- Born: 1986 (age 39–40) Chikkaballapur
- Occupation: lecturer
- Known for: United Nations special rapporteur
- Term: six years

= Ashwini K.P. =

Indian political scientist

Ashwini K P (born 1986) is an Indian political scientist and university lecturer who became the United Nations special rapporteur on racism in 2022.

==Life==
Ashwini was born in Chikkaballapur near the city of Kolar. She is from the low marginalised Hindu caste known as the dalits and her parents were V Prasannakumar and Jayamma.

Her higher education started studying history, Economics and Political Science at Bangalore's Mount Carmel College. She graduated and went on to obtain a master's degree from St. Joseph's College in Political Science. She then took her doctorate in New Delhi in South Asian Studies at Jawaharlal Nehru University.

She was one of three candidates who were considered for the role of the United Nations Human Rights Council's Special Rapporteur at a meeting in October 2022 in Geneva. The Human Rights Council decided to appoint her as the first Indian to the role - which lasts for six years from 1 November. She is in charge of any investigations she may make into a wide range of xenophobic discrimination. She has a mandate to look into racial intolerance wherever she decides in the world.
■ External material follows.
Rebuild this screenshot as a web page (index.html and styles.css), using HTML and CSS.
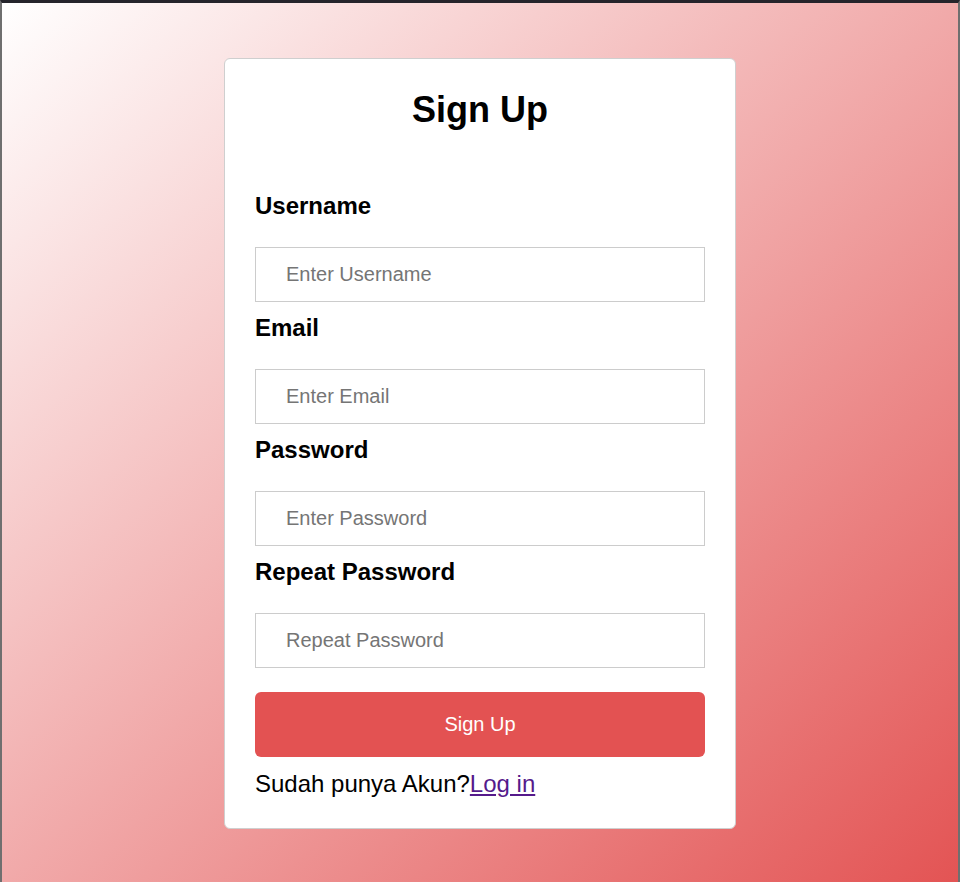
FILE: index.html
```html
<!DOCTYPE html>
<html lang="id">
<head>
<meta charset="utf-8">
<title>Sign Up</title>
<link rel="stylesheet" href="styles.css">
</head>
<body>
<div class="frame">
  <div class="card">
    <h1 class="title">Sign Up</h1>
    <form class="form">
      <label class="label" for="username">Username</label>
      <input class="field" id="username" type="text" placeholder="Enter Username">
      <label class="label" for="email">Email</label>
      <input class="field" id="email" type="email" placeholder="Enter Email">
      <label class="label" for="password">Password</label>
      <input class="field" id="password" type="password" placeholder="Enter Password">
      <label class="label" for="repeat">Repeat Password</label>
      <input class="field" id="repeat" type="password" placeholder="Repeat Password">
      <button class="submit" type="button">Sign Up</button>
      <p class="note">Sudah punya Akun?<a class="link" href="#">Log in</a></p>
    </form>
  </div>
</div>
</body>
</html>
```
FILE: styles.css
```css
html, body {
  margin: 0;
  padding: 0;
}
body {
  font-family: "Liberation Sans", Arial, sans-serif;
  font-size: 24px;
  color: #000;
}
.frame {
  box-sizing: border-box;
  min-height: 100vh;
  border-top: 3px solid #25242b;
  border-left: 2px solid #6f6f6f;
  border-right: 2px solid #6f6f6f;
  background: linear-gradient(to bottom right, #ffffff 0%, #e35454 100%);
  padding-top: 55px;
  display: flex;
  flex-direction: column;
  align-items: center;
}
.card {
  box-sizing: border-box;
  width: 512px;
  background: #fff;
  border: 1px solid #cfcfcf;
  border-radius: 6px;
  padding: 30px 30px 30px;
}
.title {
  margin: 0 0 50px;
  font-size: 36px;
  line-height: 41px;
  font-weight: bold;
  text-align: center;
}
.form {
  display: flex;
  flex-direction: column;
}
.label {
  display: block;
  font-weight: bold;
  font-size: 24px;
  line-height: 28px;
  margin: 12px 0 27px;
}
.field {
  box-sizing: border-box;
  width: 100%;
  height: 55px;
  margin: 0;
  padding: 0 30px;
  border: 1px solid #cccccc;
  border-radius: 0;
  font-family: "Liberation Sans", Arial, sans-serif;
  font-size: 20px;
  color: #000;
  background: #fff;
  outline: none;
}
.field::placeholder {
  color: #757575;
}
.submit {
  margin-top: 24px;
  height: 65px;
  width: 100%;
  border: none;
  border-radius: 6px;
  background: #e35252;
  color: #fff;
  font-family: "Liberation Sans", Arial, sans-serif;
  font-size: 20px;
  cursor: pointer;
}
.note {
  margin: 13px 0 0;
  font-size: 24px;
  line-height: 28px;
}
.link {
  color: #551a8b;
  text-decoration: underline;
}
```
These Special Rapporteur experts are appointed by the United Nations and they are unpaid. In 2023 there were 60 of these experts.

As part of a two-week tour of the United States she met a number of leaders and marginalised groups. She attended the World Jewish Congress where she was presented with evidence of an increase in antisemitism. The WJC's lead has seen a rise in holocaust denial on social media. In one report it was said that 50% of holocaust posts on Telegram were denying or distorting the holocaust. Ashwini said that she would include this subject in her report in 2025. At the end of the American tour she accused some people of "selective amnesia" by not realising that racial discrimination was still a problem.